Moving the contact centre to the cloud was one of the first deliverables: “It was high profile, so we couldn’t afford to leave anything to chance,” said Ben Shirt, Project Manager at Skipton Building Society. “We needed to ensure internal stakeholders and key decision-makers felt comfortable, particularly among our Business Readiness Council and internal audit team.”

Kerv configured the platform and integrated it with the wider application landscape, such as legacy fax applications and data warehouse platforms. “Understanding the impact and associated risks for a project of this size and developing solutions at real pace was a relatively new discipline. In some instances, we identified a problem at the start of the day, captured requirements in the morning, and had a solution built to release by the afternoon. For me, that is what agile development is really about—enhancing our speed to market,” said Shaw.

Kerv also offered hybrid manual and automated testing. The company’s International Software Testing Qualifications Board (ISTQB) certified test manager planned and coordinated all the QA efforts and test plan. This enhanced overall test coverage and reduced User Acceptance Testing (UAT) time with Kerv’s QA test tooling consisting of Azure DevOps (ADO) and Cyara CX Assurance tooling.

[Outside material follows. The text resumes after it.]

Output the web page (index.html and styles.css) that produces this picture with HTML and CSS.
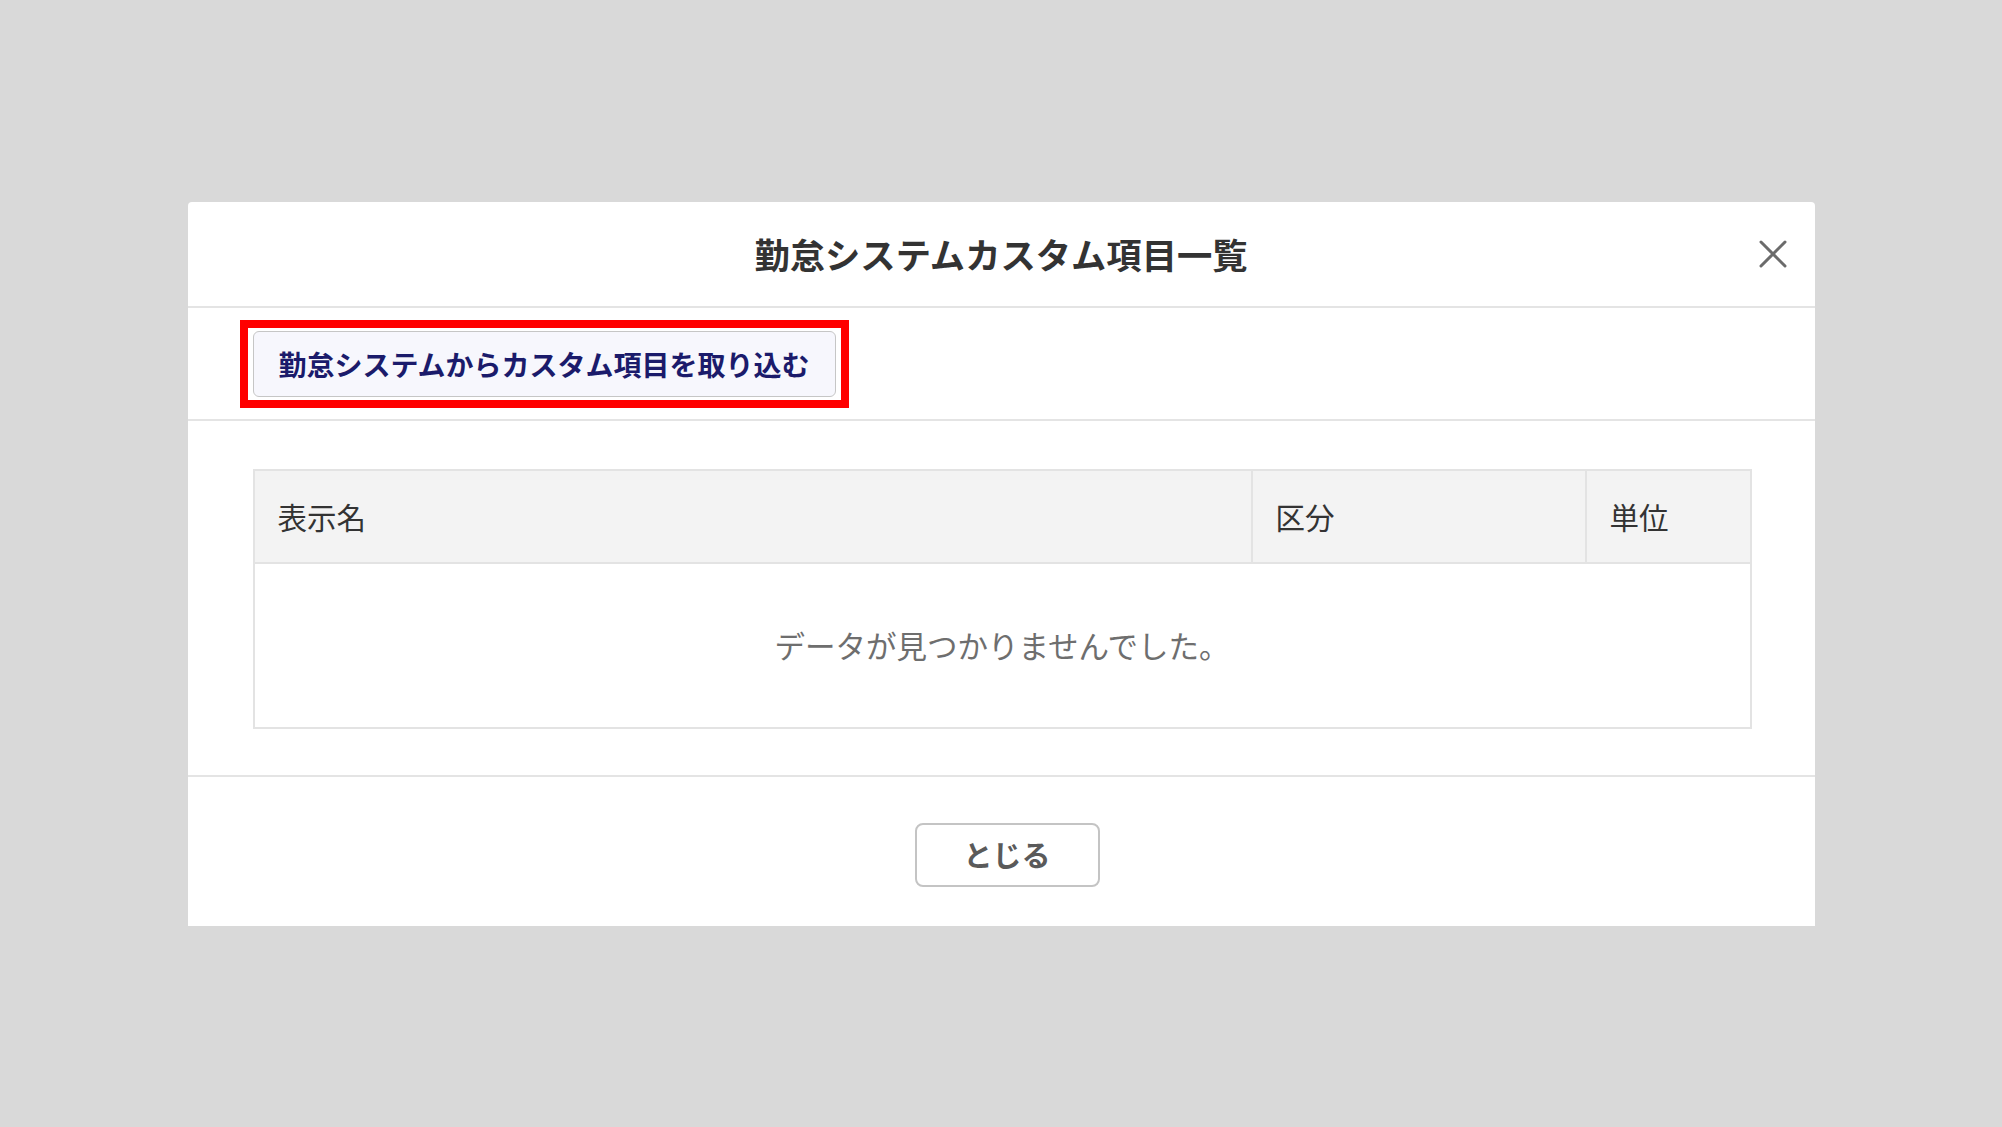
FILE: index.html
```html
<!DOCTYPE html>
<html lang="ja">
<head>
    <meta charset="UTF-8">
    <meta name="viewport" content="width=device-width, initial-scale=1.0">
    <title>勤怠システムカスタム項目一覧</title>
    <link rel="stylesheet" href="styles.css">
</head>
<body>
    <div class="overlay">
        <div class="modal">
            <div class="modal-header">
                <span></span>
                <h1 class="modal-title">勤怠システムカスタム項目一覧</h1>
                <button class="close-button" aria-label="close">
                    <svg width="28" height="28" viewBox="0 0 28 28">
                        <path d="M2 2 L26 26 M26 2 L2 26" stroke="#6b6b6b" stroke-width="3" stroke-linecap="round" fill="none"/>
                    </svg>
                </button>
            </div>

            <div class="modal-toolbar">
                <div class="highlight">
                    <button class="import-button">勤怠システムからカスタム項目を取り込む</button>
                </div>
            </div>

            <div class="modal-body">
                <table class="item-table">
                    <colgroup>
                        <col class="col-name">
                        <col class="col-type">
                        <col class="col-unit">
                    </colgroup>
                    <thead>
                        <tr>
                            <th>表示名</th>
                            <th>区分</th>
                            <th>単位</th>
                        </tr>
                    </thead>
                    <tbody>
                        <tr>
                            <td class="empty" colspan="3">データが見つかりませんでした。</td>
                        </tr>
                    </tbody>
                </table>
            </div>

            <div class="modal-footer">
                <button class="close-text-button">とじる</button>
            </div>
        </div>
    </div>
</body>
</html>
```

FILE: styles.css
```css
body {
    margin: 0;
    padding: 0;
    background: #d9d9d9;
    font-family: "Noto Sans CJK JP", "Noto Sans", sans-serif;
    color: #333;
}

.overlay {
    height: 100vh;
    display: flex;
    align-items: center;
    justify-content: center;
}

.modal {
    width: 1627px;
    background: #fff;
    border-radius: 4px 4px 0 0;
}

.modal-header {
    height: 104px;
    border-bottom: 2px solid #e4e4e4;
    display: grid;
    grid-template-columns: 1fr auto 1fr;
    align-items: center;
}

.modal-title {
    margin: 0;
    font-size: 35.3px;
    font-weight: bold;
    color: #333;
    line-height: 1;
}

.close-button {
    justify-self: end;
    margin-right: 28px;
    width: 28px;
    height: 28px;
    padding: 0;
    border: none;
    background: none;
    cursor: pointer;
}

.close-button svg {
    display: block;
}

.modal-toolbar {
    padding: 12px 0 11px 52px;
    border-bottom: 2px solid #e4e4e4;
}

.highlight {
    display: inline-block;
    border: 8px solid #ff0000;
    padding: 3px 5px;
}

.import-button {
    display: block;
    width: 583px;
    height: 66px;
    background: #f7f7fd;
    border: 1.5px solid #c6c6c6;
    border-radius: 6px;
    font-family: inherit;
    font-size: 28px;
    font-weight: bold;
    color: #1b1b6b;
    line-height: 1;
    padding: 0;
    cursor: pointer;
}

.modal-body {
    padding: 48px 63px 46px 65px;
    border-bottom: 2px solid #e4e4e4;
}

.item-table {
    width: 100%;
    border-collapse: collapse;
    border: 2px solid #e3e3e3;
}

.col-name {
    width: 998px;
}

.col-type {
    width: 334px;
}

.item-table th {
    height: 91px;
    padding: 0 0 0 23px;
    background: #f3f3f3;
    border: 2px solid #e3e3e3;
    text-align: left;
    font-size: 29.5px;
    font-weight: normal;
    color: #333;
}

.item-table td.empty {
    height: 163px;
    padding: 0;
    text-align: center;
    font-size: 30.5px;
    color: #6e6e6e;
}

.modal-footer {
    padding: 46px 0 39px;
    display: flex;
    justify-content: center;
}

.close-text-button {
    width: 185px;
    height: 64px;
    margin-left: 12px;
    background: #fff;
    border: 2px solid #c4c4c4;
    border-radius: 8px;
    font-family: inherit;
    font-size: 29px;
    font-weight: bold;
    color: #5a5a5a;
    line-height: 1;
    padding: 0;
    cursor: pointer;
}
```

Further, Kerv collaborated with Skipton and other third parties to ensure a successful go-live. Kerv provided regression testing of 2,000 numbers during the cutover, which took just 8 minutes, enabling quick identification and rectification of number translation errors on the fly. Skipton coordinated effective reporting lines on the go-live date, with Kerv onsite to assist with any user errors. Kerv also used Cyara Pulse for continuous regression testing and monitoring during hypercare to ensure all lines performed as expected.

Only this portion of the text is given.